Most employed people opt for retirement when they reach the age of 65. But when they actually reach the age, they may be quite slow and can find it difficult to enjoy the fruits of long years of service. But all that has changed now. By adopting certain tips to save money, people can opt for early retirement and enjoy the benefits.
Start by controlling the expenses. Major expenses like mortgage on a house and a car loan will require some time to be paid off. By reducing the luxury items and opting for equivalent items available at lower costs, you can save money that can be used to pay off the bills. Small things like washing your own clothes instead of taking them to the laundry or using a public transport instead of your car, can save money.
The next step for early retirement is to collect capital. Start saving early by opting for a good plan. Some banks and insurance companies offer good rates that can possibly double the money that you have saved for the tenure of 10 years.
Finally investing money will lead to its increase. There are various investment avenues that can double your money. Bonds, stocks, real estate property and business are few of the methods of doubling your money. Spending some money sensibly on solid investments is another method of collecting a certain sum of money and ensuring your dream of retiring gets fulfilled within 10-15 years.
It is not a simple task.
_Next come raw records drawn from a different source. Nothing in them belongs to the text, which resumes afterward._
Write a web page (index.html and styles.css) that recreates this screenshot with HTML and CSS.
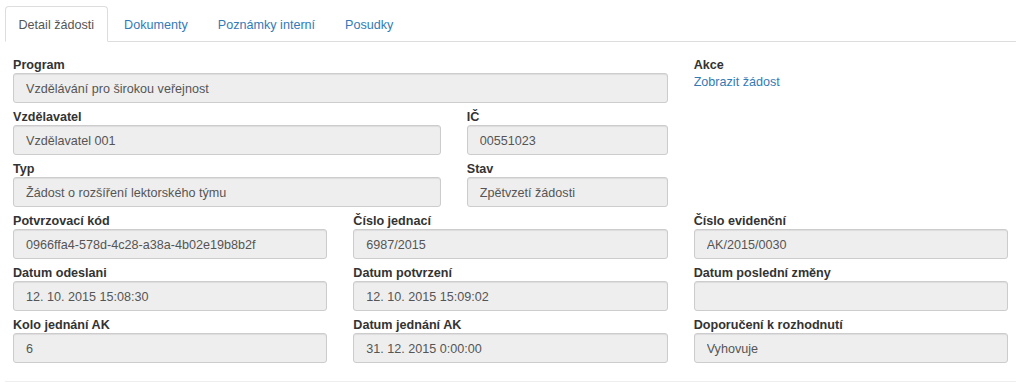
FILE: index.html
```html
<!DOCTYPE html>
<html lang="cs">
<head>
  <meta charset="UTF-8" />
  <meta name="viewport" content="width=device-width, initial-scale=1" />
  <title>Detail žádosti</title>
  <link rel="stylesheet" href="styles.css">
</head>
<body>
  <div class="wrapper">
    <ul class="tabs">
      <li class="tab active"><a href="#">Detail žádosti</a></li>
      <li class="tab"><a href="#">Dokumenty</a></li>
      <li class="tab"><a href="#">Poznámky interní</a></li>
      <li class="tab"><a href="#">Posudky</a></li>
    </ul>

    <div class="pane">
      <div class="grid">
        <div class="span-2 grid">
          <div class="field span-3">
            <label>Program</label>
            <input type="text" readonly value="Vzdělávání pro širokou veřejnost" />
          </div>
          <div class="field span-2">
            <label>Vzdělavatel</label>
            <input type="text" readonly value="Vzdělavatel 001" />
          </div>
          <div class="field">
            <label>IČ</label>
            <input type="text" readonly value="00551023" />
          </div>
          <div class="field span-2">
            <label>Typ</label>
            <input type="text" readonly value="Žádost o rozšíření lektorského týmu" />
          </div>
          <div class="field">
            <label>Stav</label>
            <input type="text" readonly value="Zpětvzetí žádosti" />
          </div>
        </div>

        <div class="field">
          <label>Akce</label>
          <a class="action" href="#">Zobrazit žádost</a>
        </div>

        <div class="field">
          <label>Potvrzovací kód</label>
          <input type="text" readonly value="0966ffa4-578d-4c28-a38a-4b02e19b8b2f" />
        </div>
        <div class="field">
          <label>Číslo jednací</label>
          <input type="text" readonly value="6987/2015" />
        </div>
        <div class="field">
          <label>Číslo evidenční</label>
          <input type="text" readonly value="AK/2015/0030" />
        </div>

        <div class="field">
          <label>Datum odeslani</label>
          <input type="text" readonly value="12. 10. 2015 15:08:30" />
        </div>
        <div class="field">
          <label>Datum potvrzení</label>
          <input type="text" readonly value="12. 10. 2015 15:09:02" />
        </div>
        <div class="field">
          <label>Datum poslední změny</label>
          <input type="text" readonly value="" />
        </div>

        <div class="field">
          <label>Kolo jednání AK</label>
          <input type="text" readonly value="6" />
        </div>
        <div class="field">
          <label>Datum jednání AK</label>
          <input type="text" readonly value="31. 12. 2015 0:00:00" />
        </div>
        <div class="field">
          <label>Doporučení k rozhodnutí</label>
          <input type="text" readonly value="Vyhovuje" />
        </div>
      </div>
    </div>
  </div>
</body>
</html>
```

FILE: styles.css
```css
body {
  margin: 0;
  font-family: "Liberation Sans", Arial, sans-serif;
  font-size: 12.6px;
  color: #333;
  background: #fff;
}
.wrapper {
  margin-left: 5px;
  width: 1011px;
  padding-top: 6px;
}
.tabs {
  list-style: none;
  margin: 0;
  padding: 0;
  display: flex;
  border-bottom: 1px solid #ddd;
}
.tab {
  margin-right: 3px;
  margin-bottom: -1px;
}
.tab a {
  display: block;
  padding: 9px 12.5px 7px;
  line-height: 18px;
  border: 1px solid transparent;
  border-radius: 4px 4px 0 0;
  color: #337ab7;
  text-decoration: none;
}
.tab.active a {
  color: #555;
  background: #fff;
  border-color: #ddd #ddd transparent;
}
.pane {
  padding: 9px 8px 18px;
  border-bottom: 1px solid #eee;
}
.grid {
  display: grid;
  grid-template-columns: repeat(3, 1fr);
  column-gap: 26px;
}
.span-2 {
  grid-column: span 2;
}
.span-3 {
  grid-column: span 3;
}
.field {
  padding-top: 6px;
  min-width: 0;
}
.field label {
  display: block;
  font-weight: bold;
  line-height: 16px;
}
.field input {
  display: block;
  width: 100%;
  height: 30px;
  box-sizing: border-box;
  padding: 1px 12px 0;
  font-family: inherit;
  font-size: 12.6px;
  color: #555;
  background: #eee;
  border: 1px solid #ccc;
  border-radius: 3px;
  box-shadow: inset 0 1px 1px rgba(0,0,0,0.075);
  outline: none;
}
.action {
  display: block;
  line-height: 17px;
  margin-top: 1px;
  color: #337ab7;
  text-decoration: none;
}
```
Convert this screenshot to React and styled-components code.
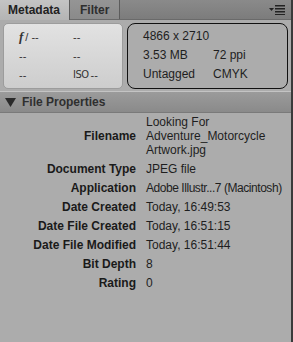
import React from 'react'
import styled, { createGlobalStyle } from 'styled-components'

const GlobalStyle = createGlobalStyle`
  html, body { margin: 0; padding: 0; background: #acacac; }
  body { font-family: "Liberation Sans", Arial, sans-serif; }
`

const Panel = styled.div`
  width: 293px;
  height: 342px;
  background: #acacac;
  box-sizing: border-box;
  border-right: 2px solid #3a3a3a;
  overflow: hidden;
  color: #1e1e1e;
  font-size: 12px;
`

const TabBar = styled.div`
  display: flex;
  align-items: stretch;
  height: 19px;
  background: linear-gradient(#8a8a8a, #7c7c7c);
  border-bottom: 1px solid #6a6a6a;
`

const Tab = styled.div`
  display: flex;
  align-items: center;
  padding: 0 ${p => (p.$active ? '9px 0 8px' : '10px')};
  font-weight: bold;
  font-size: 12px;
  color: ${p => (p.$active ? '#222' : '#2e2e2e')};
  background: ${p => (p.$active ? 'linear-gradient(#c4c4c4, #b4b4b4)' : 'linear-gradient(#959595, #8a8a8a)')};
  border-right: 1px solid #5c5c5c;
  margin-bottom: ${p => (p.$active ? '-1px' : '0')};
`

const MenuButton = styled.div`
  margin-left: auto;
  display: flex;
  align-items: center;
  padding-right: 6px;
`

const Summary = styled.div`
  display: flex;
  gap: 4px;
  padding: 3px 3px 2px 3px;
  height: 66px;
`

const Exposure = styled.div`
  width: 120px;
  flex: none;
  border-radius: 5px;
  background: linear-gradient(#e2e2e2, #cdcdcd);
  border: 1px solid #9c9c9c;
  box-sizing: border-box;
  display: grid;
  grid-template-columns: 54px 1fr;
  grid-auto-rows: 19px;
  padding: 3px 0 0 15px;
  color: #333;
  font-size: 11px;
`

const Cell = styled.div`
  display: flex;
  align-items: center;
  gap: 2px;
`

const Aperture = styled.i`
  font-family: "Liberation Serif", serif;
  font-weight: bold;
  font-size: 13px;
`

const Iso = styled.span`
  font-family: "DejaVu Sans Condensed", "Liberation Sans Narrow", sans-serif;
  font-size: 11px;
  letter-spacing: -0.5px;
`

const FileInfo = styled.div`
  flex: 1;
  border: 1px solid #111;
  border-radius: 8px;
  display: grid;
  grid-template-columns: 70px 1fr;
  grid-auto-rows: 19px;
  padding: 2px 0 0 15px;
  align-content: start;
  font-size: 12px;
  color: #1e1e1e;
`

const SectionHeader = styled.div`
  display: flex;
  align-items: center;
  gap: 6px;
  height: 20px;
  padding-left: 5px;
  background: linear-gradient(#9b9b9b, #8a8a8a);
  border-top: 1px solid #c4c4c4;
  border-bottom: 1px solid #7a7a7a;
  font-weight: bold;
  font-size: 12px;
  color: #2f2f2f;
`

const Rows = styled.div`
  display: grid;
  grid-template-columns: 136px 1fr;
  column-gap: 10px;
  row-gap: 5px;
  padding-top: 2px;
`

const Label = styled.div`
  text-align: right;
  font-weight: bold;
  align-self: ${p => (p.$center ? 'center' : 'start')};
  line-height: 14px;
  color: #1a1a1a;
  white-space: nowrap;
`

const Value = styled.div`
  line-height: 14px;
  color: #1e1e1e;
  white-space: pre;
  letter-spacing: ${p => (p.$tight ? '-0.45px' : '0')};
`

const rows = [
  ['Filename', 'Looking For\nAdventure_Motorcycle\nArtwork.jpg'],
  ['Document Type', 'JPEG file'],
  ['Application', 'Adobe Illustr...7 (Macintosh)', true],
  ['Date Created', 'Today, 16:49:53'],
  ['Date File Created', 'Today, 16:51:15'],
  ['Date File Modified', 'Today, 16:51:44'],
  ['Bit Depth', '8'],
  ['Rating', '0'],
]

export default function App() {
  return (
    <>
      <GlobalStyle />
      <Panel>
        <TabBar>
          <Tab $active>Metadata</Tab>
          <Tab>Filter</Tab>
          <MenuButton>
            <svg width="16" height="10" viewBox="0 0 16 10">
              <path d="M0 3 L5 3 L2.5 6 Z" fill="#222" />
              <rect x="6" y="0" width="10" height="1.5" fill="#222" />
              <rect x="6" y="3" width="10" height="1.5" fill="#222" />
              <rect x="6" y="6" width="10" height="1.5" fill="#222" />
              <rect x="6" y="9" width="10" height="1" fill="#222" />
            </svg>
          </MenuButton>
        </TabBar>
        <Summary>
          <Exposure>
            <Cell><Aperture>f</Aperture> / --</Cell>
            <Cell>--</Cell>
            <Cell>--</Cell>
            <Cell>--</Cell>
            <Cell>--</Cell>
            <Cell><Iso>ISO</Iso> --</Cell>
          </Exposure>
          <FileInfo>
            <Cell>4866 x 2710</Cell>
            <Cell></Cell>
            <Cell>3.53 MB</Cell>
            <Cell>72 ppi</Cell>
            <Cell>Untagged</Cell>
            <Cell>CMYK</Cell>
          </FileInfo>
        </Summary>
        <SectionHeader>
          <svg width="11" height="9" viewBox="0 0 11 9">
            <path d="M0 0 L11 0 L5.5 9 Z" fill="#2a2a2a" />
          </svg>
          File Properties
        </SectionHeader>
        <Rows>
          {rows.map(([l, v, tight]) => (
            <React.Fragment key={l}>
              <Label $center={l === 'Filename'}>{l}</Label>
              <Value $tight={tight}>{v}</Value>
            </React.Fragment>
          ))}
        </Rows>
      </Panel>
    </>
  )
}
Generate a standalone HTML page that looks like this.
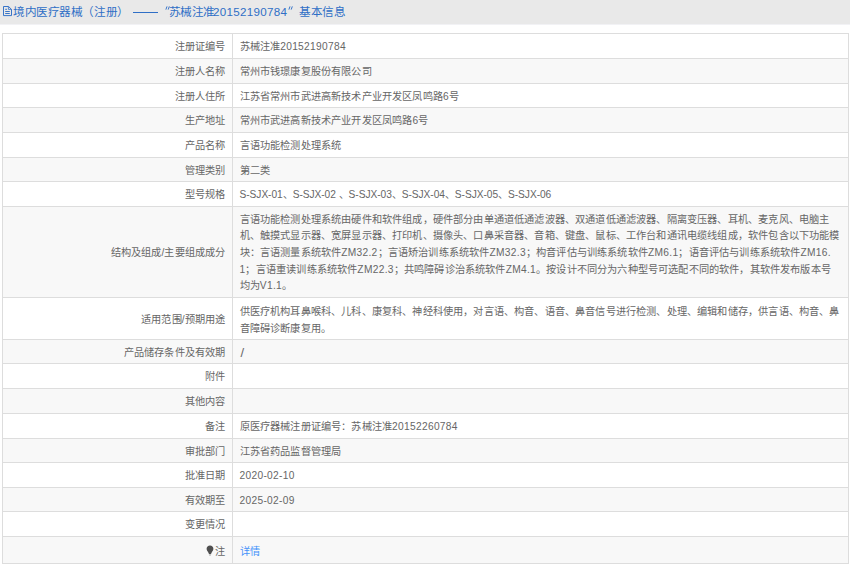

There may be instances where you might be tempted to spend money on frivolous items. But to fulfill your dreams, there should be plenty of planning, patience and self-control.
Retirement is not the end but the start of the new phase of life. Here you give up your working life and go for a more relaxed life. This is the period where you can redesign your life and devote more time to your family or to the community.
Hence adequate retirement planning is essential for a healthy retired life, so ensure you begin the process right away.